Jika Ikrar Kebangsaan Tertanam dalam Diri Anak, Radikalisme dan Intoleransi Tak Akan Terjangkit  

oleh -
Anggota Dewan Pertimbangan Presiden (Watimpres) RI, Dr (HC) Habib Muhammad Luthfi bin Yahya. (Foto: Pusat Media Damai, BNPT)

Tangerang, JENDELANASIONAL.ID — Pancasila sebagai ideologi bangsa telah lama terbukti mampu merangkul perbedaan dan menghidupkan kerukunan bangsa. Pancasila juga sekaligus mampu mencegah masuknya ideologi dan gerakan yang berusaha merampas nilai-nilai dan norma yang disepakati para pendiri bangsa.

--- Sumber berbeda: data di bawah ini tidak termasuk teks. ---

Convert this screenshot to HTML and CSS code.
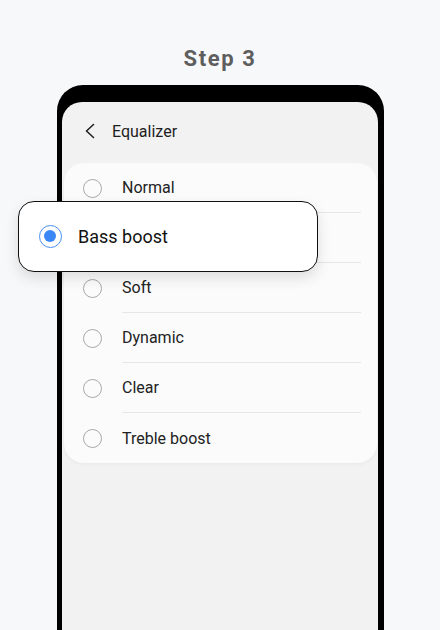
FILE: index.html
```html
<!DOCTYPE html>
<html lang="en">
<head>
    <meta charset="UTF-8">
    <meta name="viewport" content="width=device-width, initial-scale=1.0">
    <title>Step 3 - Equalizer</title>
    <link rel="stylesheet" href="styles.css">
</head>
<body>
    <h1 class="step">Step 3</h1>

    <div class="phone">
        <div class="screen">
            <div class="topbar">
                <svg class="back" width="12" height="16" viewBox="0 0 12 16">
                    <path d="M9.5 1.5 L2.5 8 L9.5 14.5" fill="none" stroke="#222" stroke-width="1.6" stroke-linecap="round" stroke-linejoin="round"/>
                </svg>
                <span class="title">Equalizer</span>
            </div>

            <ul class="options">
                <li><span class="radio"></span><span class="label">Normal</span></li>
                <li><span class="radio"></span><span class="label covered">Bass boost</span></li>
                <li><span class="radio"></span><span class="label">Soft</span></li>
                <li><span class="radio"></span><span class="label">Dynamic</span></li>
                <li><span class="radio"></span><span class="label">Clear</span></li>
                <li><span class="radio"></span><span class="label">Treble boost</span></li>
            </ul>
        </div>
    </div>

    <!-- highlighted choice, pops out over the list -->
    <div class="callout">
        <span class="radio checked"></span>
        <span class="callout-label">Bass boost</span>
    </div>
</body>
</html>
```

FILE: styles.css
```css
* {
    margin: 0;
    padding: 0;
    box-sizing: border-box;
}

body {
    font-family: Roboto, "Liberation Sans", sans-serif;
    background: #f7f8fa;
    height: 630px;
    overflow: hidden;
    position: relative;
}

.step {
    height: 85px;
    padding-top: 46px;
    text-align: center;
    font-size: 22px;
    font-weight: 700;
    letter-spacing: 1.6px;
    line-height: 26px;
    color: #5e5e5e;
}

.phone {
    margin-left: 57px;
    width: 327px;
    height: 560px;
    background: #000;
    border-radius: 26px 26px 0 0;
    padding: 17px 6px 0 5px;
}

.screen {
    height: 100%;
    background: #f2f2f2;
    border-radius: 20px 20px 0 0;
    overflow: hidden;
}

.topbar {
    height: 58px;
    display: flex;
    align-items: center;
    padding-left: 22px;
    gap: 16px;
}

.title {
    font-size: 16px;
    color: #1e1e1e;
}

.options {
    list-style: none;
    margin: 3px 1px 0 2px;
    background: #fbfbfb;
    border-radius: 20px;
    box-shadow: 0 2px 3px rgba(0, 0, 0, 0.03);
}

.options li {
    height: 50px;
    display: flex;
    align-items: center;
    padding-left: 19px;
    gap: 20px;
}

.label {
    flex: 1;
    height: 50px;
    display: flex;
    align-items: center;
    margin-right: 16px;
    font-size: 16px;
    color: #222;
    border-bottom: 1px solid #e6e6e6;
}

/* this row sits under the callout */
.label.covered {
    color: transparent;
}

.options li:last-child .label {
    border-bottom: none;
}

.radio {
    width: 19px;
    height: 19px;
    border: 1.5px solid #a8a8a8;
    border-radius: 50%;
    flex-shrink: 0;
}

.callout {
    position: absolute;
    left: 18px;
    top: 201px;
    width: 300px;
    height: 71px;
    background: #fff;
    border: 1.6px solid #111;
    border-radius: 16px;
    box-shadow: 0 6px 14px rgba(0, 0, 0, 0.12);
    display: flex;
    align-items: center;
    padding-left: 20px;
    gap: 16px;
}

.radio.checked {
    width: 23px;
    height: 23px;
    border: 1.5px solid #4a8ef2;
    position: relative;
}

.radio.checked::after {
    content: "";
    position: absolute;
    left: 4px;
    top: 4px;
    width: 12px;
    height: 12px;
    border-radius: 50%;
    background: #3b87f5;
}

.callout-label {
    font-size: 18px;
    color: #111;
}
```
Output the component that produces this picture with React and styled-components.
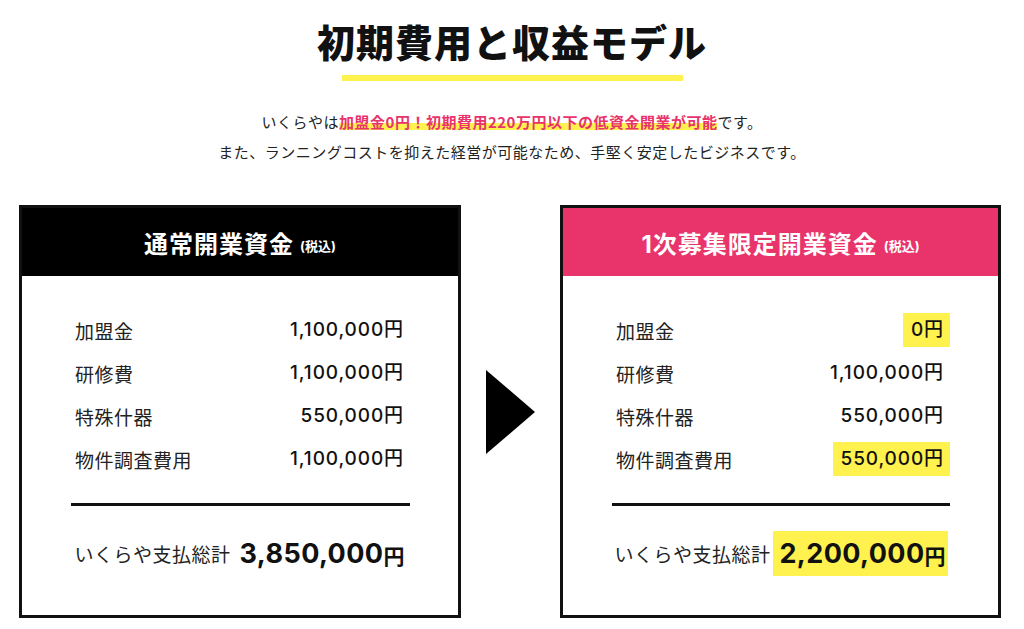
import React from "react";
import styled, { createGlobalStyle } from "styled-components";

const PINK = "#e8346b";
const YELLOW = "#fff24f";
const CJK = `"Noto Sans CJK JP", "Noto Sans", sans-serif`;
const NUM = `Inter, "Noto Sans CJK JP", sans-serif`;

const Global = createGlobalStyle`
  * { box-sizing: border-box; }
  html, body { margin: 0; padding: 0; background: #fff; }
  body { font-family: ${CJK}; color: #111; }
`;

const Page = styled.main`
  width: 1024px;
  display: flex;
  flex-direction: column;
  align-items: center;
  padding-top: 16px;
`;

const Title = styled.h1`
  margin: 0;
  font-family: ${CJK};
  font-weight: 900;
  font-size: 38px;
  line-height: 50px;
  letter-spacing: 1px;
  color: #111;
`;

const TitleBar = styled.div`
  width: 341px;
  height: 6px;
  margin-top: 9px;
  background: ${YELLOW};
`;

const Lead = styled.p`
  margin: 26px 0 0;
  font-size: 15px;
  letter-spacing: 0.5px;
  line-height: 30px;
  text-align: center;
  color: #222;
`;

const Em = styled.strong`
  color: ${PINK};
  font-weight: 700;
  background: linear-gradient(transparent 58%, ${YELLOW} 58%, ${YELLOW} 90%, transparent 90%);
`;

const Compare = styled.section`
  align-self: flex-start;
  display: flex;
  align-items: center;
  margin-top: 38px;
  padding-left: 19px;
`;

const Card = styled.div`
  width: ${(p) => p.$w}px;
  border: 3px solid #111;
  background: #fff;
`;

const CardHead = styled.div`
  height: 68px;
  background: ${(p) => p.$bg};
  color: #fff;
  display: flex;
  align-items: center;
  justify-content: center;
  font-weight: 700;
  font-family: ${NUM};
`;

const HeadMain = styled.span`
  font-size: 24px;
  letter-spacing: 1px;
`;

const HeadSub = styled.span`
  font-size: 13px;
  margin-left: 6px;
  margin-top: 6px;
`;

const CardBody = styled.div`
  padding: 37px 48px 39px 49px;
`;

const Rows = styled.div`
  display: flex;
  flex-direction: column;
  gap: 9px;
  padding-left: 4px;
`;

const Row = styled.div`
  display: flex;
  align-items: center;
  justify-content: space-between;
  height: 34px;
`;

const Label = styled.span`
  font-size: 19px;
  letter-spacing: 0.5px;
  color: #222;
`;

const Value = styled.span`
  font-family: ${NUM};
  font-size: 19px;
  font-weight: 450;
  letter-spacing: 0.9px;
  line-height: 34px;
  padding: 0 6px 0 8px;
  color: #111;
  background: ${(p) => (p.$mark ? YELLOW : "transparent")};
`;

const Divider = styled.hr`
  margin: 27px 0 0;
  border: 0;
  height: 3px;
  background: #111;
`;

const Total = styled.div`
  margin-top: 25px;
  height: 45px;
  display: flex;
  align-items: center;
  justify-content: center;
  white-space: nowrap;
`;

const TotalLabel = styled.span`
  font-size: 19px;
  letter-spacing: 0.5px;
  color: #222;
  flex-shrink: 0;
`;

const TotalAmount = styled.span`
  margin-left: 3px;
  height: 45px;
  display: inline-flex;
  align-items: center;
  flex-shrink: 0;
  padding: 0 2px 0 6px;
  background: ${(p) => (p.$mark ? YELLOW : "transparent")};
`;

const Num = styled.span`
  font-family: ${NUM};
  font-weight: 700;
  font-size: 27px;
  letter-spacing: 0.4px;
  color: #111;
`;

const Yen = styled.span`
  font-weight: 700;
  font-size: 21px;
  margin-top: 3px;
`;

const ArrowWrap = styled.div`
  width: 49px;
  height: 84px;
  margin: 0 25px;
  display: flex;
`;

const Arrow = () => (
  <ArrowWrap>
    <svg width="49" height="84" viewBox="0 0 49 84">
      <polygon points="0,0 49,42 0,84" fill="#000" />
    </svg>
  </ArrowWrap>
);

const CostCard = ({ width, bg, title, items, total, markTotal }) => (
  <Card $w={width}>
    <CardHead $bg={bg}>
      <HeadMain>{title}</HeadMain>
      <HeadSub>(税込)</HeadSub>
    </CardHead>
    <CardBody>
      <Rows>
        {items.map((it) => (
          <Row key={it.label}>
            <Label>{it.label}</Label>
            <Value $mark={it.mark}>{it.value}</Value>
          </Row>
        ))}
      </Rows>
      <Divider />
      <Total>
        <TotalLabel>いくらや支払総計</TotalLabel>
        <TotalAmount $mark={markTotal}>
          <Num>{total}</Num>
          <Yen>円</Yen>
        </TotalAmount>
      </Total>
    </CardBody>
  </Card>
);

export default function App() {
  return (
    <>
      <Global />
      <Page>
        <Title>初期費用と収益モデル</Title>
        <TitleBar />
        <Lead>
          いくらやは<Em>加盟金0円！初期費用220万円以下の低資金開業が可能</Em>です。
          <br />
          また、ランニングコストを抑えた経営が可能なため、手堅く安定したビジネスです。
        </Lead>
        <Compare>
          <CostCard
            width={442}
            bg="#000"
            title="通常開業資金"
            items={[
              { label: "加盟金", value: "1,100,000円" },
              { label: "研修費", value: "1,100,000円" },
              { label: "特殊什器", value: "550,000円" },
              { label: "物件調査費用", value: "1,100,000円" },
            ]}
            total="3,850,000"
          />
          <Arrow />
          <CostCard
            width={441}
            bg={PINK}
            title="1次募集限定開業資金"
            items={[
              { label: "加盟金", value: "0円", mark: true },
              { label: "研修費", value: "1,100,000円" },
              { label: "特殊什器", value: "550,000円" },
              { label: "物件調査費用", value: "550,000円", mark: true },
            ]}
            total="2,200,000"
            markTotal
          />
        </Compare>
      </Page>
    </>
  );
}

Para ulama bangsa ini memiliki peran besar baik dalam perjuangan kemerdekaan, perumusan Pancasila hingga saat ini para ulama juga berperan sebagai ujung tombak pemersatu umat di Indonesia.

Anggota Dewan Pertimbangan Presiden (Watimpres) RI, Dr (HC) Habib Muhammad Luthfi bin Yahya menyoroti fenomena lunturnya ke-Pancasila-an masyarakat akibat derasnya aliran ideologi yang masuk dan gerakan yang bertentangan dengan inti nilai Pancasila.

Salah satunya Habib Luthfi menilai bahwa dalam  pelantunan lagu kebangsaan Indonesia Raya pun secara langsung masyarakat telah berikrar bahwa Indonesia menjadi tanah air dan tumpah darah sehingga jelas bahwa Indonesia adalah tanah air milik semua suku, golongan, dan agama.

“Kita telah berikrar ‘Indonesia tanah airku’, buktikan ikrar itu kemanapun kalian (anak bangsa) melangkah, itu bukan hanya sekadar lagu tapi harus tertanam pada diri kita,” ujar Habib Luthfi pada kesempatannya di acara “Dialog Kebangsaan Kebhinekaan Penyelamat Bangsa bersama Pimpinan Majelis Tinggi Lintas Agama dan jajaran Forkopimda Provinsi Banten dan Kota Tangerang”, di Pendopo Trisna Wijaya, Modern Land, Tangerang, Minggu (26/9/2021) malam.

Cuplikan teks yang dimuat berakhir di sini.